Ally of late Russian opposition leader Alexey Navalny attacked in Lithuania

Associates of the late Russian opposition leader Alexey Navalny reported Tuesday night that the politician’s close ally and top strategist, Leonid Volkov, was attacked near his home in Lithuania’s capital.

Navalny’s spokesman Kira Yarmysh said in a social media post that an assailant smashed a window of Volkov’s car, sprayed tear gas into his eyes and started hitting him with a hammer. Police and an ambulance were on the way, Yarmysh said.

Lithuanian police spokesperson Ramunas Matonis confirmed to Agence France-Presse that a Russian citizen was assaulted near his home in the capital Vilnius at around 10 p.m. local time.

“A lot of police are working at the scene,” Matonis told AFP.

No suspect has not been identified and more details about the assault are expected on Wednesday morning, Matonis added.

Matonis confirmed that the victim was admitted to a hospital.

Leonid Volkov
Leonid Volkov, the chief political strategist of the late Russian leader Alexei Navalny, during a visit to the European Parliament in Strasbourg, France, in 2021. 

Jean-Francois Badias / AP


The attack took place nearly a month after Navalny’s unexplained death in a remote Arctic penal colony.

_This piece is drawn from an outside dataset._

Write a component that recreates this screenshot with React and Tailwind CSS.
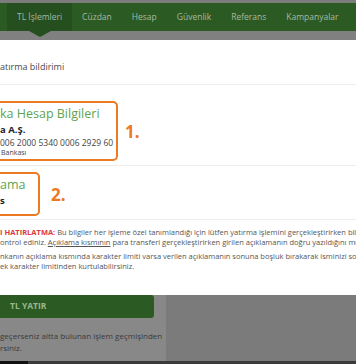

Navalny, Russian President Vladimir Putin’s fiercest critic, was serving a 19-year prison term there on the charges of extremism widely seen as politically motivated.

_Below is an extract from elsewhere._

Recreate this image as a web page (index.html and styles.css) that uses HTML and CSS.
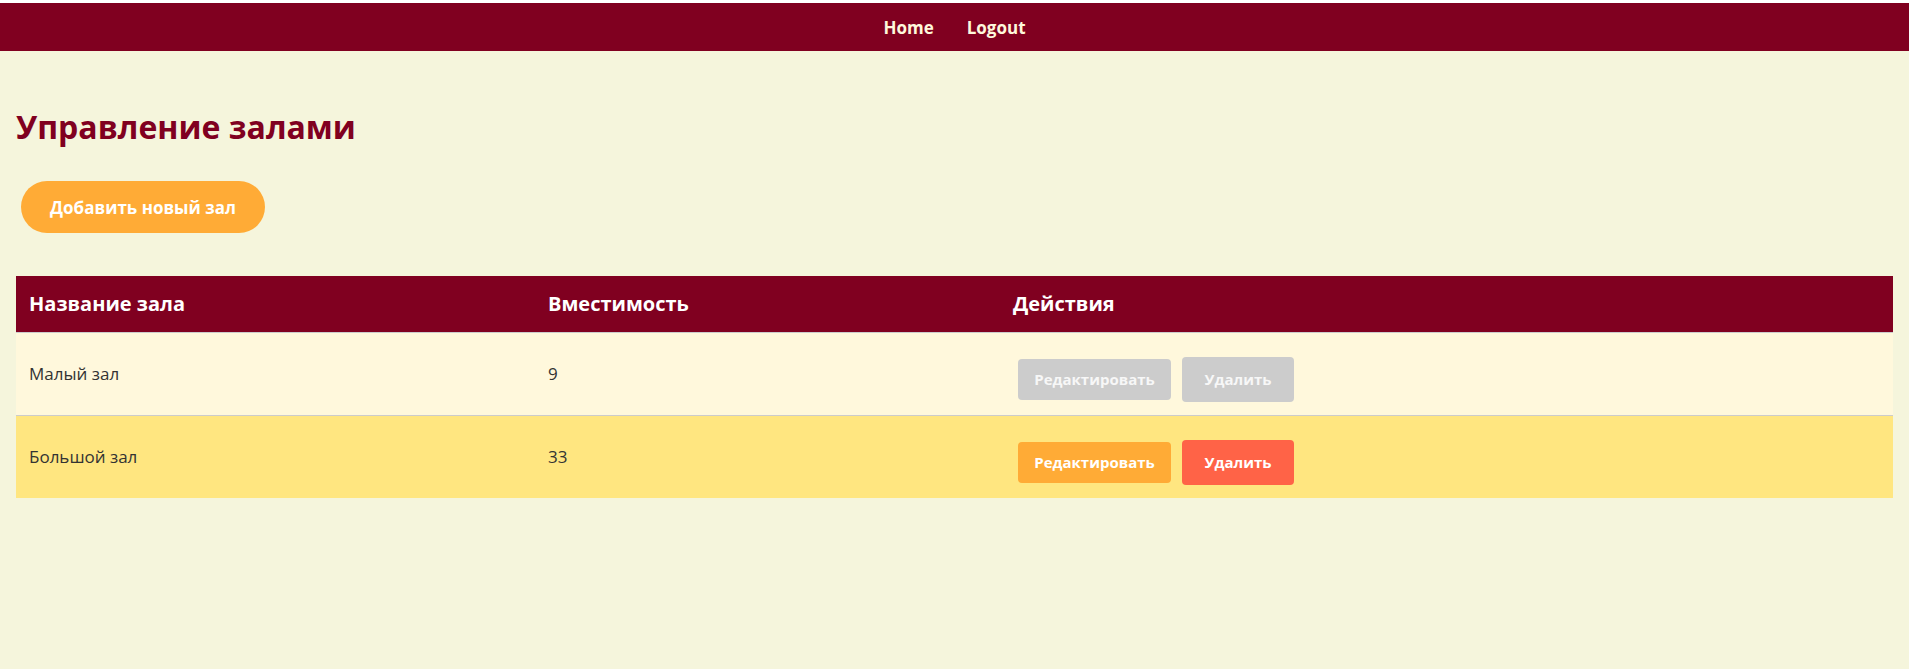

Navalny, an anti-corruption campaigner and Russia’s best-known opposition politician, had been jailed since January 2021, when he returned to Moscow to face certain arrest after recuperating in Germany from nerve agent poisoning he blamed on the Kremlin. His Foundation for Fighting Corruption and a network of regional offices were designated as “extremist organizations” by the Russian government that same year.

His death, reported by penitentiary officials on Feb. 16, sent shockwaves around the globe, with opposition figures and Western leaders laying the blame on the Kremlin —something officials in Moscow vehemently rejected.

The politician’s funeral in Moscow on March 1 drew thousands of supporters, a rare show of defiance in Putin’s Russia amid a ruthless crackdown on dissent. Those willing to pay tribute to Navalny, 47, kept streaming to his grave in southeastern Moscow for days after the ceremony. Navalny’s widow Yulia has vowed to continue her late husband’s work.

Volkov used to be in charge of Navalny’s regional offices and election campaigns; Navalny ran for mayor of Moscow in 2013 and sought to challenge Putin in the 2018 presidential election. Volkov left Russia several years ago under pressure from the authorities.

Last year, Volkov and his team launched a project called Navalny’s Campaigning Machine, with the goal of talking to as many Russians as possible, either by phone or online, and turning them against Putin ahead of the March 15-17 presidential election.

Not long before his death, Navalny had urged supporters to flock to the polls at noon before the final day of voting to demonstrate their discontent with the Kremlin. His allies have been actively promoting the strategy, dubbed “Noon Against Putin,” in recent weeks.